2015 EQUITY INCENTIVE PLAN

You have been granted an Option by Fitbit, Inc. (the “Company”) under the 2015
Equity Incentive Plan (the “Plan”) to purchase Shares (the “Option”), subject to
the terms, restrictions and conditions of the Plan, the Notice of Stock Option
Grant (the “Notice of Grant”) and this Stock Option Agreement (the “Agreement”).

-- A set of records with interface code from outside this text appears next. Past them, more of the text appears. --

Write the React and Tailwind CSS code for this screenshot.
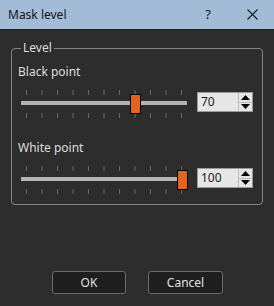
import { useState } from 'react';

const TICKS = Array.from({ length: 11 }, (_, i) => 5.5 + i * 15.5);

function Slider({ value }) {
  const left = Math.round(value * 1.55 + 0.5);
  return (
    <div className="relative w-[166px] h-[28px] shrink-0">
      <svg width="166" height="28" className="absolute left-0 top-0">
        {TICKS.map((x) => (
          <g key={x} stroke="#6a6a6a" strokeWidth="1">
            <line x1={x} y1="0" x2={x} y2="5" />
            <line x1={x} y1="23" x2={x} y2="28" />
          </g>
        ))}
        <rect x="0" y="11" width="166" height="4" fill="#b4b4b4" />
      </svg>
      <div
        className="absolute top-[4px] w-[11px] h-[20px] bg-[#e2631f] border border-black"
        style={{ left }}
      />
    </div>
  );
}

function SpinBox({ value }) {
  return (
    <div className="mt-[2px] flex w-[56px] h-[20px] border border-[#9a9a9a] bg-[#e6e6e6]">
      <div className="flex-1 pl-[3px] text-[12px] leading-[18px] text-[#1a1a1a]">{value}</div>
      <div className="flex flex-col w-[14px] border-l border-[#bdbdbd]">
        <div className="flex-1 flex items-center justify-center border-b border-[#bdbdbd]">
          <svg width="9" height="5"><polygon points="0,5 4.5,0 9,5" fill="#000" /></svg>
        </div>
        <div className="flex-1 flex items-center justify-center">
          <svg width="9" height="5"><polygon points="0,0 9,0 4.5,5" fill="#000" /></svg>
        </div>
      </div>
    </div>
  );
}

export default function App() {
  const [black] = useState(70);
  const [white] = useState(100);

  return (
    <div className="w-[274px] h-[306px] flex flex-col bg-[#2d2d2d] text-[#dedede] text-[12px] font-['Noto_Sans',sans-serif] overflow-hidden">
      {/* Title bar */}
      <div className="h-[30px] shrink-0 flex items-center bg-[#a2bbd6] text-[#141414] border-b border-[#1f1f1f]">
        <span className="ml-[8px] text-[12px]">Mask level</span>
        <span className="ml-auto mr-[36px] text-[13px]">?</span>
        <svg width="11" height="11" className="mr-[16px]" stroke="#1a1a1a" strokeWidth="1.1">
          <line x1="0.5" y1="0.5" x2="10.5" y2="10.5" />
          <line x1="10.5" y1="0.5" x2="0.5" y2="10.5" />
        </svg>
      </div>

      {/* Level group */}
      <fieldset className="ml-[11px] mt-[10px] w-[252px] h-[165px] border border-[#858585] rounded-[4px] px-[6px]">
        <legend className="ml-[3px] px-[2px] leading-[16px]">Level</legend>
        <div className="mt-[8px] leading-[16px]">Black point</div>
        <div className="mt-[10px] flex items-start gap-[10px] pl-[3px]">
          <Slider value={black} />
          <SpinBox value={black} />
        </div>
        <div className="mt-[22px] leading-[16px]">White point</div>
        <div className="mt-[10px] flex items-start gap-[10px] pl-[3px]">
          <Slider value={white} />
          <SpinBox value={white} />
        </div>
      </fieldset>

      {/* Buttons */}
      <div className="mt-auto mb-[12px] flex gap-[22px] pl-[52px]">
        <button className="w-[74px] h-[23px] rounded-[3px] border border-[#6b6b6b] bg-[#1f1f1f] text-[#e0e0e0]">OK</button>
        <button className="w-[75px] h-[23px] rounded-[3px] border border-[#6b6b6b] bg-[#1f1f1f] text-[#e0e0e0]">Cancel</button>
      </div>
    </div>
  );
}
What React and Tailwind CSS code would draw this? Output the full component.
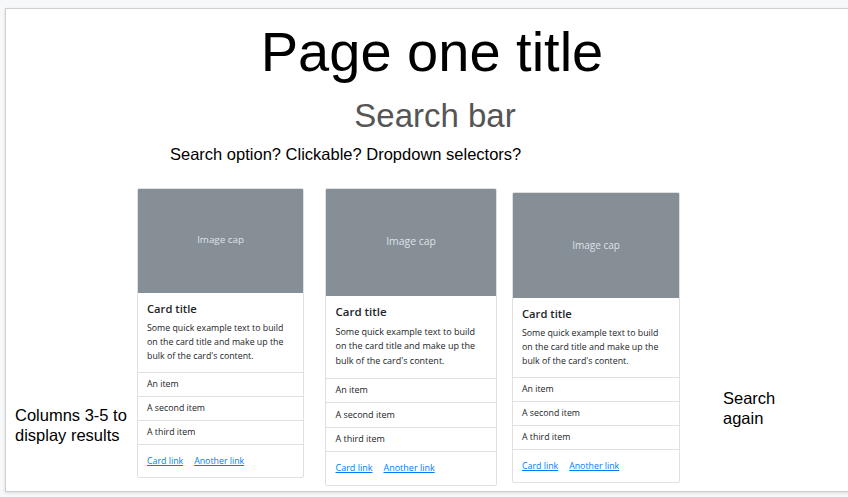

1. Grant of Option. You have been granted an Option for the number of Shares set
forth in the Notice of Grant at the exercise price per Share set forth in the
Notice of Grant (the “exercise price”). In the event of a conflict between the
terms and conditions of the Plan and the terms and conditions of this Agreement,
the terms and conditions of the Plan shall prevail. If designated in the Notice
of Grant as an Incentive Stock Option (“ISO”), this Option is intended to
qualify as an Incentive Stock Option under Section 422 of the Code. However, if
this Option is intended to be an ISO, to the extent that it exceeds the $100,000
rule of Code Section 422(d) it shall be treated as a Nonqualified Stock Option
(“NSO”).

2. Termination Period.

(a) General Rule. If your Service terminates for any reason except death or
Disability, and other than for Cause, then this Option will expire at the close
of business at Company headquarters on the date three months after your
termination of Service (subject to the expiration detailed in Section 6). If
your Service is terminated for Cause, this Option will expire upon the date of
such termination. The Company determines when your Service terminates for all
purposes under this Agreement. You acknowledge and agree that the Vesting
Schedule may change prospectively in the event that your service status changes
between full and part-time status in accordance with Company policies relating
to work schedules and vesting of awards. You acknowledge that the vesting of the
Shares pursuant to this Notice is earned only by continuing Service.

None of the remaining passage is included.